Lula emerged stronger after the right-wing January 8 coup attempt, and is seeking to establish an international role anchored in an environmental agenda and by positioning himself as diplomatic mediator. In his meeting with Biden, Lula once again defended the creation of a “Peace Club” to mediate the end of the war in Ukraine, navigating a third international position  between the United States and China. The plan has been a point of contention with the Biden regime as it runs counter to the interests of U.S. imperialism.

The United States and NATO, responsible for the remilitarization of Eastern Europe and for arming Ukraine, are using Russia’s invasion to advance their imperialist interests. Lula rejected Olaf Scholz’s request a few weeks ago during a visit to Brasilia for Brazil to send ammunition to Ukraine, fearing that the move would jeopardize the fertilizer deals that the South American country has with Russia. However, Lula yielded to Biden in a joint statement after their meeting, highlighting that both countries deplore Russia’s “violation of the territorial integrity of Ukraine.” In this sense, subordination, although different from Bolsonaro’s, emerged already in the first meeting between the two heads of state.

Meanwhile, in the growing dispute between the United States and China, Lula and the Brazilian Workers’ Party (PT) are trying to play both sides to preserve the business of Brazilian capitalists. Biden invited Lula to an “International Summit of Democracy” in March, a proposed alliance to diminish China’s influence. However, Lula is already scheduled to travel the same month to meet with Chinese president Xi Jinping, who wants to increase China’s business in Brazil, Russia, India, and South Africa.

Although he tries to disguise it, Lula is happy to play into the hands of the United States as long as the countries’ interests do not clash. In Uruguay, Lula pushed Lacalle Pou’s government not to accelerate unilateral agreements with China, which, in addition to favoring Brazilian agribusiness, aligns with Washington and NATO’s interests.

Lula’s regime also supports Dina Boluarte in Peru, who took power as a result of a parliamentary coup with the approval of U.S. imperialism and its extractivist multinationals. In fact, Brazil is directly exporting weapons and ammunition to repress the peasant and worker protests, which have left more than 70 dead. Lula’s complicity with the Peruvian coup government highlights Lula’s international policy when it comes to the struggles of the exploited and oppressed, much like the Brazilian army’s intervention in Haiti since 2004. Activists, socialists, and the labor movement in Brazil must show solidarity in support of the struggle of the Peruvian people, against repression and for a break in relations between Brazil and the illegitimate Boluarte government.

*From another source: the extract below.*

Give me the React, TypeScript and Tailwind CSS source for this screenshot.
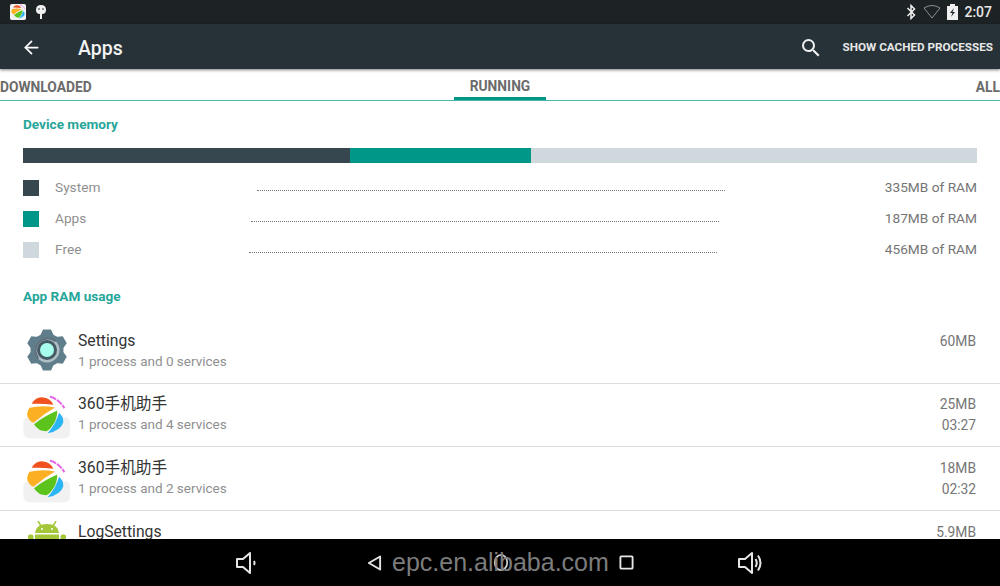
import { ArrowLeft } from 'lucide-react'

function LogoShapes() {
  return (
    <>
      <path d="M95 251 Q108 228 130 232 Q152 234 160 254 Q125 249 95 251 Z" fill="#f0521f" />
      <path d="M89 263 Q125 254 165 262 Q133 280 100 308 Q84 300 81 282 Q82 270 89 263 Z" fill="#fbb024" />
      <path d="M102 312 Q136 286 172 271 Q171 298 160 312 Q150 328 139 333 Q115 333 102 312 Z" fill="#5cc21c" />
      <path d="M143 339 Q168 312 177 278 Q191 290 190 306 Q182 332 143 339 Z" fill="#2cb5f5" />
      <path d="M150 229 Q178 238 193 264" fill="none" stroke="#e469e6" strokeWidth="6" strokeDasharray="20 3" />
    </>
  )
}

function AppLogo() {
  return (
    <svg viewBox="66 222 150 140" className="w-[50px] h-[47px] shrink-0">
      <path d="M90 290 H190 Q210 290 210 310 V335 Q210 355 190 355 H92 Q70 355 70 335 V310 Q70 290 90 290 Z" fill="#f1f1f1" />
      <LogoShapes />
    </svg>
  )
}

function StatusLogo() {
  return (
    <svg viewBox="70 222 130 130" className="w-[16px] h-[16px] shrink-0">
      <rect x="70" y="222" width="130" height="130" rx="14" fill="#f2f2f2" />
      <LogoShapes />
    </svg>
  )
}

function SettingsGear() {
  return (
    <svg viewBox="0 0 44 44" className="w-[44px] h-[44px] shrink-0">
      {[0, 60, 120, 180, 240, 300].map((a) => (
        <path key={a} transform={`rotate(${a} 22 22)`} d="M15 8 L18 1.500 H26 L29 8 Z" fill="#607d8b" />
      ))}
      <circle cx="22" cy="22" r="16.500" fill="#607d8b" />
      <circle cx="22" cy="22" r="12.500" fill="#b0bec5" />
      <path d="M13.200 30.800 A12.500 12.500 0 0 1 30.800 13.200" fill="none" stroke="#5f7480" strokeWidth="2.500" />
      <circle cx="22" cy="22" r="10" fill="#455a64" />
      <circle cx="22" cy="22" r="7" fill="#a7ffeb" />
    </svg>
  )
}

function AndroidHead() {
  return (
    <svg viewBox="0 0 38 19" className="w-[38px] h-[19px] shrink-0">
      <path d="M10 0 L13 5 M28 0 L25 5" stroke="#a4c639" strokeWidth="1.500" />
      <path d="M7 12 Q8 3 19 3 Q30 3 31 12 Z" fill="#a4c639" />
      <circle cx="14" cy="8" r="1" fill="#fff" />
      <circle cx="24" cy="8" r="1" fill="#fff" />
      <rect x="7" y="13.500" width="24" height="5.500" fill="#a4c639" />
      <rect x="0" y="13.500" width="5.500" height="5.500" rx="2" fill="#a4c639" />
      <rect x="32.500" y="13.500" width="5.500" height="5.500" rx="2" fill="#a4c639" />
    </svg>
  )
}

function Speaker({ level }: { level: 'down' | 'up' }) {
  return (
    <svg viewBox="0 0 26 24" fill="none" stroke="#e5e5e5" strokeWidth="2" className="w-[26px] h-[24px]">
      <path d="M2 8 H8 L15 2 V22 L8 16 H2 Z" strokeLinejoin="round" />
      {level === 'down' && <path d="M19 10 Q20 12 19 14" />}
      {level === 'up' && <path d="M18.500 8 Q21 12 18.500 16 M21 4.500 Q26 12 21 19.500" />}
    </svg>
  )
}

function Section({ children }: { children: string }) {
  return <div className="pl-[23px] text-[13.6px] font-bold text-[#26a69a] leading-[16px]">{children}</div>
}

function Legend({ color, label, value, gap }: { color: string; label: string; value: string; gap: string }) {
  return (
    <div className="flex items-center h-[31px] px-[23px] text-[13.7px] text-[#8f8f8f]">
      <div className={`w-[16px] h-[16px] shrink-0 ${color}`} />
      <span className="ml-[16px] w-[50px]">{label}</span>
      <div className={`w-[468px] h-[6px] border-b border-dotted border-[#777] ${gap}`} />
      <span className="ml-auto text-[#757575]">{value}</span>
    </div>
  )
}

function Row({ icon, title, sub, size, time, h, pt, iconClass }: {
  icon: React.ReactNode
  title: string
  sub: string
  size: string
  time?: string
  h: string
  pt: string
  iconClass: string
}) {
  return (
    <div className={`flex items-start shrink-0 overflow-hidden border-b border-[#dedede] ${h} ${pt}`}>
      <div className={`w-[78px] shrink-0 ${iconClass}`}>{icon}</div>
      <div className="flex-1 pt-[1px]">
        <div className="text-[15.7px] leading-[20px] text-[#333] font-['Roboto','Noto_Sans_CJK_SC',sans-serif]">{title}</div>
        <div className="text-[13.5px] leading-[21px] text-[#8f8f8f]">{sub}</div>
      </div>
      <div className="pt-[1px] pr-[24px] text-right text-[13.8px] leading-[21px] text-[#757575]">
        <div>{size}</div>
        {time && <div>{time}</div>}
      </div>
    </div>
  )
}

export default function App() {
  return (
    <div className="relative w-[1000px] h-[586px] overflow-hidden flex flex-col bg-white font-['Roboto',sans-serif]">
      <div className="h-[24px] shrink-0 bg-[#1d2225] flex items-center pl-[10px] pr-[8px] text-white">
        <StatusLogo />
        <svg viewBox="0 0 12 16" className="ml-[9px] w-[12px] h-[16px]">
          <path d="M1 6 Q1 1 6 1 Q11 1 11 6 Q11 10 7 10 V15 H5 V10 Q1 10 1 6 Z" fill="#f0f0f0" />
          <circle cx="4" cy="5" r="0.800" fill="#1d2225" />
          <circle cx="8" cy="5" r="0.800" fill="#1d2225" />
        </svg>
        <div className="ml-auto flex items-center gap-[6px]">
          <svg viewBox="0 0 12 16" fill="none" stroke="#f0f0f0" strokeWidth="1.500" className="w-[12px] h-[16px]">
            <path d="M2.500 4 L9.500 11 L6 14.500 V1.500 L9.500 5 L2.500 12" />
          </svg>
          <svg viewBox="0 0 18 14" fill="none" stroke="#8a8f92" strokeWidth="1" className="w-[18px] h-[14px]">
            <path d="M1 3 Q9 -2 17 3 L9 13 Z" />
          </svg>
          <svg viewBox="0 0 11 16" className="w-[11px] h-[16px]">
            <path d="M3 0 H8 V2 H11 V16 H0 V2 H3 Z" fill="#f0f0f0" />
            <path d="M7 4 L3 9 H5.500 L4 13 L8 8 H5.500 Z" fill="#1d2225" />
          </svg>
          <span className="text-[14px] font-medium text-[#e8e8e8]">2:07</span>
        </div>
      </div>

      <div className="h-[45px] shrink-0 pt-[2px] bg-[#263238] flex items-center text-white shadow-[0_1px_3px_rgba(0,0,0,0.5)] z-10">
        <ArrowLeft className="ml-[21px] w-[21px] h-[21px]" strokeWidth={2} />
        <span className="ml-[36px] mt-[2px] text-[19.5px] font-medium text-[#f2f2f2]">Apps</span>
        <svg viewBox="0 0 24 24" fill="#f0f0f0" className="ml-auto w-[24px] h-[24px]">
          <path d="M15.500 14h-.79l-.28-.27A6.471 6.471 0 0 0 16 9.500 6.500 6.500 0 1 0 9.500 16c1.610 0 3.090-.590 4.230-1.570l.27.28v.79l5 4.990L20.490 19l-4.990-5zm-6 0C7.010 14 5 11.990 5 9.500S7.010 5 9.500 5 14 7.010 14 9.500 11.990 14 9.500 14z" />
        </svg>
        <span className="ml-[20px] pr-[7px] text-[11.7px] font-bold text-[#e8e8e8]">SHOW CACHED PROCESSES</span>
      </div>

      <div className="h-[32px] shrink-0 grid grid-cols-3 items-end border-b border-[#4db6ac] text-[13.8px] font-bold text-[#6b6b6b]">
        <span className="pb-[2px]">DOWNLOADED</span>
        <span className="justify-self-center w-[92px] text-center border-b-[3px] border-[#009688]">RUNNING</span>
        <span className="justify-self-end pb-[2px]">ALL</span>
      </div>

      <div className="pt-[15px]">
        <Section>Device memory</Section>
      </div>
      <div className="mt-[16px] ml-[23px] w-[954px] h-[15px] flex shrink-0">
        <div className="w-[327px] bg-[#37474f]" />
        <div className="w-[181px] bg-[#009688]" />
        <div className="flex-1 bg-[#cfd8dc]" />
      </div>
      <div className="mt-[9px]">
        <Legend color="bg-[#37474f]" label="System" value="335MB of RAM" gap="ml-[152px]" />
        <Legend color="bg-[#009688]" label="Apps" value="187MB of RAM" gap="ml-[146px]" />
        <Legend color="bg-[#cfd8dc]" label="Free" value="456MB of RAM" gap="ml-[144px]" />
      </div>
      <div className="mt-[23px] mb-[16px]">
        <Section>App RAM usage</Section>
      </div>

      <Row h="h-[64px]" pt="pt-[10px]" iconClass="-mt-[2px] pl-[25px]" icon={<SettingsGear />} title="Settings" sub="1 process and 0 services" size="60MB" />
      <Row h="h-[63px]" pt="pt-[9px]" iconClass="mt-[1px] pl-[22px]" icon={<AppLogo />} title="360手机助手" sub="1 process and 4 services" size="25MB" time="03:27" />
      <Row h="h-[64px]" pt="pt-[10px]" iconClass="mt-[1px] pl-[22px]" icon={<AppLogo />} title="360手机助手" sub="1 process and 2 services" size="18MB" time="02:32" />
      <div className="flex items-start h-[29px] shrink-0 overflow-hidden pt-[10px]">
        <div className="w-[78px] shrink-0 pl-[28px]"><AndroidHead /></div>
        <span className="text-[15.7px] leading-[22px] text-[#333]">LogSettings</span>
        <span className="ml-auto pr-[24px] text-[13.8px] leading-[22px] text-[#757575]">5.9MB</span>
      </div>

      <div className="absolute left-0 right-0 bottom-0 h-[47px] bg-black flex items-center">
        <div className="ml-[235px]"><Speaker level="down" /></div>
        <svg viewBox="0 0 16 18" fill="none" stroke="#e5e5e5" strokeWidth="2" className="ml-[106px] w-[15px] h-[18px]">
          <path d="M14 2 L2 9 L14 16 Z" strokeLinejoin="round" />
        </svg>
        <svg viewBox="0 0 18 20" fill="none" stroke="#d0d0d0" strokeWidth="2" className="ml-[111px] w-[16px] h-[19px]">
          <ellipse cx="9" cy="10" rx="7" ry="8.500" />
        </svg>
        <svg viewBox="0 0 16 16" fill="none" stroke="#e5e5e5" strokeWidth="2" className="ml-[110px] w-[15px] h-[15px]">
          <rect x="1.500" y="1.500" width="13" height="13" rx="1" />
        </svg>
        <div className="ml-[103px]"><Speaker level="up" /></div>
      </div>
      <div className="absolute left-[392px] top-[546px] font-['Liberation_Sans',sans-serif] text-[25px] leading-[32px] text-[#7c7c7c]">
        epc.en.alibaba.com
      </div>
    </div>
  )
}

Biden and Lula are seeking to strengthen each other against their far-right political adversaries. Indeed, U.S. condemnation of the coup attempt in Brazil and its many warning signals were a brake on any coup adventurism by sectors of the Brazilian regime and even military segments which were organically linked to Washington.

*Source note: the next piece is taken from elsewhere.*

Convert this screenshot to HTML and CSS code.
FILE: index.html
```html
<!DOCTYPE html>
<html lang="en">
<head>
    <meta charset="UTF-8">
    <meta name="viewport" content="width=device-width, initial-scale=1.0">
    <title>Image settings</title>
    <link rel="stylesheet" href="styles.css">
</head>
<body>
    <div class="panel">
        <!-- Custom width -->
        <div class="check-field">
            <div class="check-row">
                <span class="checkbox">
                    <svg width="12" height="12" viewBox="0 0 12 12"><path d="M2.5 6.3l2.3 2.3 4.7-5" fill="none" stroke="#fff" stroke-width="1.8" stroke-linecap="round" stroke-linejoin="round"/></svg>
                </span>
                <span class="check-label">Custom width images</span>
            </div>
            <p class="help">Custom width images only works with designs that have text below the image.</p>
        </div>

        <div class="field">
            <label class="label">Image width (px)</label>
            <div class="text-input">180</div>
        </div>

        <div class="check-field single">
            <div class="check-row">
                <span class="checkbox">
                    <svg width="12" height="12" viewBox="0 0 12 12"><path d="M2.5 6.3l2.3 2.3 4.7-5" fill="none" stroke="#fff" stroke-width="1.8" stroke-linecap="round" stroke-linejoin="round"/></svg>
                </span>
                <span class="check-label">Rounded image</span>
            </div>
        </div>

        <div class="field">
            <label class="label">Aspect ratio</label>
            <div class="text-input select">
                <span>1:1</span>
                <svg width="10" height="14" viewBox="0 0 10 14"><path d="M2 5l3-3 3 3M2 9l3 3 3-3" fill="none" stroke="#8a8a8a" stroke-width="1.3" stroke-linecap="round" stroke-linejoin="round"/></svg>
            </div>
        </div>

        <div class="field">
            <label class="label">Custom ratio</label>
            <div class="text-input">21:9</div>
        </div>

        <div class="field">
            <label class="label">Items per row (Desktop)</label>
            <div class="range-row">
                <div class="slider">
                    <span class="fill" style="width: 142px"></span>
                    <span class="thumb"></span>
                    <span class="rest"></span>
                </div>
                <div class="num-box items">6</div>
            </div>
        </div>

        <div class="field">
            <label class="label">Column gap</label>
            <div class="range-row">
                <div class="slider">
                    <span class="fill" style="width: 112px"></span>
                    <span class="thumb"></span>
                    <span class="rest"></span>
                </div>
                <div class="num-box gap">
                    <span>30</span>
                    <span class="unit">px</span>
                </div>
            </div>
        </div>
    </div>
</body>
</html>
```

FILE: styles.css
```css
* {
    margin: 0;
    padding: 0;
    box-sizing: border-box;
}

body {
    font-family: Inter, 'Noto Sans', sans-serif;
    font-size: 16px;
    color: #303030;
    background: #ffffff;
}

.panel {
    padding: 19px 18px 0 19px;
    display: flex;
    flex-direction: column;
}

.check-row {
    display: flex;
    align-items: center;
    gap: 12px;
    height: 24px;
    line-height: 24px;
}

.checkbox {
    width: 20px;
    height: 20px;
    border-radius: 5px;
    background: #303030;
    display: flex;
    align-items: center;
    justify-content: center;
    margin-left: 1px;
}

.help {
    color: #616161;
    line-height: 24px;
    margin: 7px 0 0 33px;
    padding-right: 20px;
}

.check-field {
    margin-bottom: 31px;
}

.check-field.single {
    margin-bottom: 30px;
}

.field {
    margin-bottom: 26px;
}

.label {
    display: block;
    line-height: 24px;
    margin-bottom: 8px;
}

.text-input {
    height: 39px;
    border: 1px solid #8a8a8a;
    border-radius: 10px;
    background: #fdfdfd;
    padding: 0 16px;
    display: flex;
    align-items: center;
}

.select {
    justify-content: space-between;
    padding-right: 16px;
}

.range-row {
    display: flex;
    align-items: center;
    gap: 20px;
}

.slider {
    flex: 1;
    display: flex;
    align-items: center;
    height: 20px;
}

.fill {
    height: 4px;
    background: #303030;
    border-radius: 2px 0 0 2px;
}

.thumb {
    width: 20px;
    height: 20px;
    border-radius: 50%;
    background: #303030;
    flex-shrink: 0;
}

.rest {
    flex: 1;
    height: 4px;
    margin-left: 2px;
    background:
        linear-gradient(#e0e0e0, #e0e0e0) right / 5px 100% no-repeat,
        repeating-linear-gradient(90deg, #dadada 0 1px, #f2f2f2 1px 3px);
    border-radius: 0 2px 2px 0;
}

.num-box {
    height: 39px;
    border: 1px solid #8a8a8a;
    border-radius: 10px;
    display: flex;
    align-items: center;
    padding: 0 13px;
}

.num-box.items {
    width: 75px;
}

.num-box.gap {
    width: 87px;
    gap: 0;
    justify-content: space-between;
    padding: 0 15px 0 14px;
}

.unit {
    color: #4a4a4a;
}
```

This link between Brazil and the U.S. is evident in other ways. The United States has been involved in countless crimes against humanity, coups and coup attempts, like in Brazil in 1964, and more recently with the Lava Jato operation which culminated in the 2016 institutional coup against Dilma Rousseff and was condoned by the U.S. regime.

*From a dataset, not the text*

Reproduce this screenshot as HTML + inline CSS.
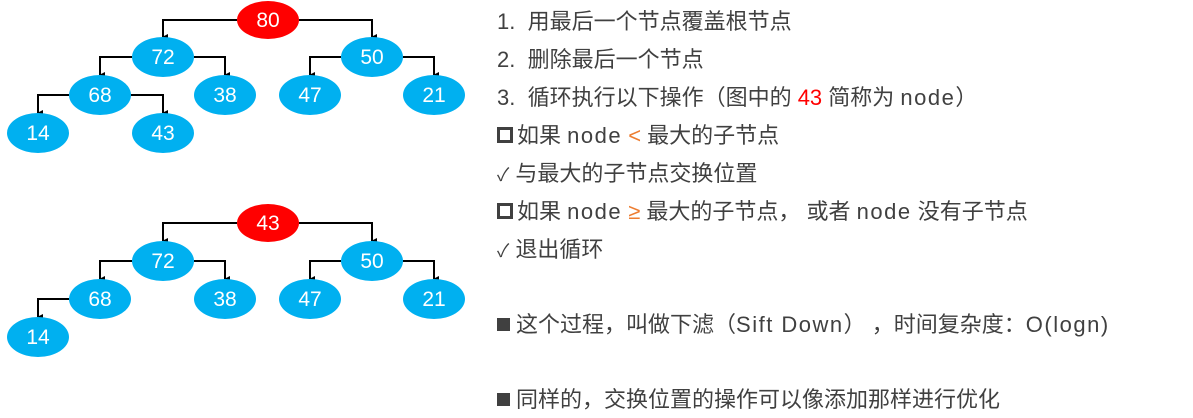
<!DOCTYPE html><html><head><meta charset="utf-8"><style>
body{margin:0;width:1193px;height:418px;background:#fff;position:relative;overflow:hidden;font-family:"Liberation Sans","Noto Sans CJK SC",sans-serif;}
.t{position:absolute;left:497px;font-size:22px;color:#404040;white-space:nowrap;line-height:24px}
.o{color:#ed7d31}.r{color:#f00}
.l{letter-spacing:1.5px}
.sq{display:inline-block;width:10px;height:10px;border:3px solid #404040;margin-right:4px;vertical-align:0}
.bs{display:inline-block;width:13px;height:13px;background:#404040;margin-right:6px;vertical-align:1px}
.ck{font-size:18px}
</style></head><body>
<svg width="480" height="418" style="position:absolute;left:0;top:0">
<defs><marker id="a" markerWidth="6" markerHeight="6" refX="3" refY="5" orient="auto" markerUnits="userSpaceOnUse"><path d="M0,0 L6,0 L3,6z" fill="#000"/></marker></defs>
<g stroke="#000" stroke-width="2" fill="none" marker-end="url(#a)">
<path d="M237,20H163V37"/><path d="M299,20H372V37"/>
<path d="M132,57H100V75"/><path d="M194,57H225V75"/>
<path d="M341,57H310V75"/><path d="M403,57H434V75"/>
<path d="M69,95H38V113"/><path d="M131,95H163V113"/>
<path d="M237,223H163V241"/><path d="M299,223H372V241"/>
<path d="M132,261H100V279"/><path d="M194,261H225V279"/>
<path d="M341,261H310V279"/><path d="M403,261H434V279"/>
<path d="M69,299H38V317"/>
</g>
<g fill="#00b0f0">
<ellipse cx="163" cy="57" rx="31" ry="20"/><ellipse cx="372" cy="57" rx="31" ry="20"/>
<ellipse cx="100" cy="95" rx="31" ry="20"/><ellipse cx="225" cy="95" rx="31" ry="20"/>
<ellipse cx="310" cy="95" rx="31" ry="20"/><ellipse cx="434" cy="95" rx="31" ry="20"/>
<ellipse cx="38" cy="133" rx="31" ry="20"/><ellipse cx="163" cy="133" rx="31" ry="20"/>
<ellipse cx="163" cy="261" rx="31" ry="20"/><ellipse cx="372" cy="261" rx="31" ry="20"/>
<ellipse cx="100" cy="299" rx="31" ry="20"/><ellipse cx="225" cy="299" rx="31" ry="20"/>
<ellipse cx="310" cy="299" rx="31" ry="20"/><ellipse cx="434" cy="299" rx="31" ry="20"/>
<ellipse cx="38" cy="337" rx="31" ry="20"/>
</g>
<g fill="#f00"><ellipse cx="268" cy="20" rx="31" ry="19"/><ellipse cx="268" cy="223" rx="31" ry="19"/></g>
<g font-family="Liberation Sans,sans-serif" font-size="21" fill="#fff" text-anchor="middle">
<text x="268" y="27">80</text><text x="163" y="64">72</text><text x="372" y="64">50</text>
<text x="100" y="102">68</text><text x="225" y="102">38</text><text x="310" y="102">47</text><text x="434" y="102">21</text>
<text x="38" y="140">14</text><text x="163" y="140">43</text>
<text x="268" y="230">43</text><text x="163" y="268">72</text><text x="372" y="268">50</text>
<text x="100" y="306">68</text><text x="225" y="306">38</text><text x="310" y="306">47</text><text x="434" y="306">21</text>
<text x="38" y="344">14</text>
</g></svg>
<div class="t" style="top:10px">1.&nbsp; 用最后一个节点覆盖根节点</div>
<div class="t" style="top:48px">2.&nbsp; 删除最后一个节点</div>
<div class="t" style="top:86px">3.&nbsp; 循环执行以下操作（图中的 <span class="r">43</span> 简称为 <span class="l">node</span>）</div>
<div class="t" style="top:124px"><span class="sq"></span>如果 <span class="l">node</span> <span class="o">&lt;</span> 最大的子节点</div>
<div class="t" style="top:162px"><span class="ck">✓</span> 与最大的子节点交换位置</div>
<div class="t" style="top:200px"><span class="sq"></span>如果 <span class="l">node</span> <span class="o">≥</span> 最大的子节点，&nbsp;或者 <span class="l">node</span> 没有子节点</div>
<div class="t" style="top:238px"><span class="ck">✓</span> 退出循环</div>
<div class="t" style="top:313px"><span class="bs"></span>这个过程，叫做下滤（<span class="l">Sift Down</span>）&nbsp;，时间复杂度：<span class="l">O(logn)</span></div>
<div class="t" style="top:388px"><span class="bs"></span>同样的，交换位置的操作可以像添加那样进行优化</div>
</body></html>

Lula was also willing to defend the actions of the Supreme Federal Court in Brazil as a supposed model in the fight against “attacks on democracy.” This is the same court that was instrumental in the 2016 institutional coup, Dilma Roussef’s impeachment, Lula’s arbitrary imprisonment, and the authorization of privatizations and labor and pension reforms.

Lula intends to sustain the elements of cohesion of the Brazilian regime, which arose in response to the January coup attempt. In doing so, he is prepared to strengthen reactionary Bonapartism internationally, and turn against the Left, the working class, and the social movements if they threaten to break the consensus of passivity in the class struggle — imposed by the new PT government — and become a source of political instability.

Lula also guaranteed that the United States would contribute to the Amazon Fund, an international fundraising project already joined by Germany and Norway, which serves the Biden administration’s ecocapitalist aspirations and serves as a greenwashing cover for the left wing of the Democrats. As countries like the United States participate in these environmental conservation policies, billionaire multinationals are destroying the environment around the world, including in their home countries.

While Lula has already established himself as Latin America’s top leader, we must reject his political and military support for the coup government in Peru, as well as the imperialism which has historically plundered and murdered across Latin America. We must raise an independent workers program in response to the structural problems facing Brazil, and fight for, among other things, the complete repeal of all reforms and privatizations, the end of the spending ceiling, and the non-payment of the fraudulent public debt.